* **Data block**:
━━━━━━━━

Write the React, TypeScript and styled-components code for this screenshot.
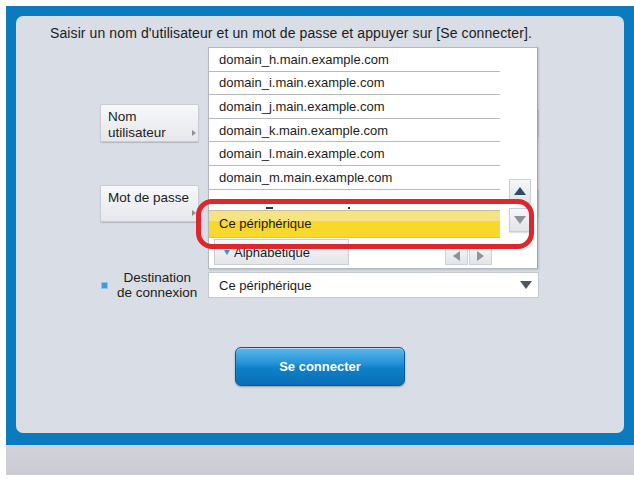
import styled, { createGlobalStyle } from 'styled-components'

const GlobalStyle = createGlobalStyle`
    body {
        margin: 0;
        background: #ffffff;
        font-family: "Liberation Sans", Arial, sans-serif;
        color: #1c1c1c;
    }
`

const Screen = styled.div`
    width: 634px;
    padding: 6px 0 0 6px;
    box-sizing: border-box;
`

const Frame = styled.div`
    background: #0b7bc0;
    padding: 10px 10px 12px 10px;
`

const Panel = styled.div`
    position: relative;
    height: 417px;
    box-sizing: border-box;
    padding-top: 9px;
    background: #d9dde5;
    border-radius: 7px;
`

const Heading = styled.p`
    margin: 0 0 0 34px;
    font-size: 14px;
    line-height: 16px;
    letter-spacing: 0.1px;
    white-space: nowrap;
`

const Form = styled.div`
    display: flex;
    flex-direction: column;
    margin: 63px 0 0 84px;
`

const FieldRow = styled.div<{ $top?: number; $height: number }>`
    display: grid;
    grid-template-columns: 99px 331px;
    column-gap: 9px;
    align-items: center;
    height: ${(p) => p.$height}px;
    margin-top: ${(p) => p.$top ?? 0}px;
`

const KeyButton = styled.div`
    height: 100%;
    box-sizing: border-box;
    display: flex;
    justify-content: space-between;
    align-items: flex-end;
    padding: 4px 2px 0 7px;
    background: linear-gradient(#f7f8fa, #e5e7ec);
    border: 1px solid #c8ccd3;
    border-radius: 2px;
    box-shadow: 0 1px 1px rgba(0, 0, 0, 0.18);
    font-size: 13.5px;
    line-height: 16px;
`

const KeyLabel = styled.span`
    align-self: flex-start;
    white-space: nowrap;
`

const KeyArrow = styled.span`
    flex: none;
    width: 0;
    height: 0;
    margin-bottom: 5px;
    border-top: 3px solid transparent;
    border-bottom: 3px solid transparent;
    border-left: 4px solid #8c9198;
`

const InputField = styled.div`
    height: 27px;
    background: #ffffff;
    border: 1px solid #c3c7ce;
    box-sizing: border-box;
`

const DestLabel = styled.div`
    display: flex;
    align-items: center;
    font-size: 13.5px;
    line-height: 15px;
`

const Bullet = styled.span`
    width: 5px;
    height: 5px;
    flex: none;
    background: #3a9de0;
    border: 1px solid #8cc6ee;
    margin: 0 9px 0 1px;
`

const DestText = styled.span`
    text-align: center;
    white-space: nowrap;
`

const Select = styled.div`
    height: 26px;
    box-sizing: border-box;
    display: flex;
    align-items: center;
    justify-content: space-between;
    padding: 0 6px 0 10px;
    background: #ffffff;
    border: 1px solid #c3c7ce;
    font-size: 13px;
`

const Caret = styled.span<{ $color: string; $up?: boolean }>`
    width: 0;
    height: 0;
    border-left: 6px solid transparent;
    border-right: 6px solid transparent;
    ${(p) =>
        p.$up
            ? `border-bottom: 8px solid ${p.$color};`
            : `border-top: 8px solid ${p.$color};`}
`

const ConnectWrap = styled.div`
    display: flex;
    justify-content: center;
    margin-top: 47px;
`

const ConnectButton = styled.button`
    width: 170px;
    height: 39px;
    border: 1px solid #0b5a93;
    border-radius: 6px;
    background: linear-gradient(
        #5cb6ea 0%,
        #2795d8 40%,
        #0d80c9 55%,
        #0a6fb5 100%
    );
    box-shadow: inset 0 1px 0 rgba(255, 255, 255, 0.45),
        0 1px 2px rgba(0, 0, 0, 0.3);
    color: #ffffff;
    font-family: "Liberation Sans", Arial, sans-serif;
    font-size: 13px;
    font-weight: bold;
`

/* dropdown list lying over the form */
const Dropdown = styled.div`
    position: absolute;
    left: 192px;
    top: 31px;
    width: 330px;
    height: 222px;
    box-sizing: border-box;
    display: flex;
    background: #ffffff;
    border: 1px solid #b3b7be;
    border-right-color: #9ea2aa;
    box-shadow: 1px 1px 2px rgba(0, 0, 0, 0.15);
`

const ListCol = styled.div`
    width: 291px;
    display: flex;
    flex-direction: column;
`

const DomainItem = styled.div`
    height: 22.6px;
    flex: none;
    display: flex;
    align-items: center;
    padding-left: 10px;
    border-bottom: 1px solid #b6b9bf;
    font-size: 13px;
`

const GapRow = styled.div`
    height: 20px;
    flex: none;
    display: flex;
    align-items: flex-end;
    gap: 75px;
    padding: 0 0 1px 57px;
    box-sizing: border-box;
`

const Dash = styled.span<{ $width: number }>`
    width: ${(p) => p.$width}px;
    height: 2px;
    background: #333;
`

const SelectedItem = styled.div`
    height: 28px;
    flex: none;
    box-sizing: border-box;
    display: flex;
    align-items: center;
    padding-left: 10px;
    border-top: 1px solid #c7c09f;
    border-bottom: 1px solid #c7c09f;
    background: linear-gradient(#f8e384 0%, #f8e384 38%, #f8d82a 38%, #f8d82a 100%);
    font-size: 13px;
`

const ListFooter = styled.div`
    flex: 1;
    display: flex;
    align-items: flex-end;
    padding: 0 0 3px 5px;
`

const SortButton = styled.div`
    width: 135px;
    height: 26px;
    box-sizing: border-box;
    display: flex;
    align-items: center;
    gap: 4px;
    padding-left: 9px;
    background: linear-gradient(#f6f7f9, #e3e5ea);
    border: 1px solid #c8ccd3;
    font-size: 13px;
`

const SortMark = styled.span`
    width: 0;
    height: 0;
    border-left: 3px solid transparent;
    border-right: 3px solid transparent;
    border-top: 5px solid #3a8fd0;
`

const PageArrows = styled.div`
    display: flex;
    gap: 1px;
    margin-left: auto;
    margin-right: 8px;
`

const PageArrow = styled.div`
    width: 23px;
    height: 19px;
    box-sizing: border-box;
    display: flex;
    align-items: center;
    justify-content: center;
    background: linear-gradient(#f4f5f7, #e2e4e8);
    border: 1px solid #cdd0d6;
`

const Tri = styled.span<{ $left?: boolean }>`
    width: 0;
    height: 0;
    border-top: 5px solid transparent;
    border-bottom: 5px solid transparent;
    ${(p) => (p.$left ? 'border-right: 7px solid #8c939b;' : 'border-left: 7px solid #8c939b;')}
`

const ScrollCol = styled.div`
    display: flex;
    flex-direction: column;
    gap: 5px;
    padding: 131px 0 0 9px;
`

const ScrollButton = styled.div`
    width: 22px;
    height: 24px;
    box-sizing: border-box;
    display: flex;
    align-items: center;
    justify-content: center;
    background: linear-gradient(#f6f7f9, #e1e3e8);
    border: 1px solid #cbced5;
    box-shadow: 0 1px 1px rgba(0, 0, 0, 0.12);
`

/* red annotation ring */
const Highlight = styled.div`
    position: absolute;
    left: 180px;
    top: 183px;
    width: 338px;
    height: 50px;
    box-sizing: border-box;
    border: 5px solid #e0262d;
    border-radius: 16px;
`

const BottomBar = styled.div`
    height: 30px;
    background: linear-gradient(#d2d3da, #cacbd3);
`

const domains = ['h', 'i', 'j', 'k', 'l', 'm']

const App = () => {
    return (
        <Screen>
            <GlobalStyle />
            <Frame>
                <Panel>
                    <Heading>
                        Saisir un nom d'utilisateur et un mot de passe et appuyer sur [Se connecter].
                    </Heading>
                    <Form>
                        <FieldRow $height={36}>
                            <KeyButton>
                                <KeyLabel>
                                    Nom
                                    <br />
                                    utilisateur
                                </KeyLabel>
                                <KeyArrow />
                            </KeyButton>
                            <InputField />
                        </FieldRow>
                        <FieldRow $top={45} $height={37}>
                            <KeyButton>
                                <KeyLabel>Mot de passe</KeyLabel>
                                <KeyArrow />
                            </KeyButton>
                            <InputField />
                        </FieldRow>
                        <FieldRow $top={48} $height={30}>
                            <DestLabel>
                                <Bullet />
                                <DestText>
                                    Destination
                                    <br />
                                    de connexion
                                </DestText>
                            </DestLabel>
                            <Select>
                                Ce périphérique
                                <Caret $color='#4f565e' />
                            </Select>
                        </FieldRow>
                    </Form>
                    <ConnectWrap>
                        <ConnectButton>Se connecter</ConnectButton>
                    </ConnectWrap>

                    <Dropdown>
                        <ListCol>
                            {domains.map((d) => (
                                <DomainItem key={d}>domain_{d}.main.example.com</DomainItem>
                            ))}
                            <GapRow>
                                <Dash $width={7} />
                                <Dash $width={2} />
                            </GapRow>
                            <SelectedItem>Ce périphérique</SelectedItem>
                            <ListFooter>
                                <SortButton>
                                    <SortMark />
                                    Alphabétique
                                </SortButton>
                                <PageArrows>
                                    <PageArrow>
                                        <Tri $left />
                                    </PageArrow>
                                    <PageArrow>
                                        <Tri />
                                    </PageArrow>
                                </PageArrows>
                            </ListFooter>
                        </ListCol>
                        <ScrollCol>
                            <ScrollButton>
                                <Caret $color='#2d4a66' $up />
                            </ScrollButton>
                            <ScrollButton>
                                <Caret $color='#8d939b' />
                            </ScrollButton>
                        </ScrollCol>
                    </Dropdown>
                    <Highlight />
                </Panel>
            </Frame>
            <BottomBar />
        </Screen>
    )
}

export default App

━━━━━━━━

From the listing, copy every line where the string "components" appears.

Write the React, TypeScript and styled-components code for this screenshot.
import styled, { createGlobalStyle } from 'styled-components'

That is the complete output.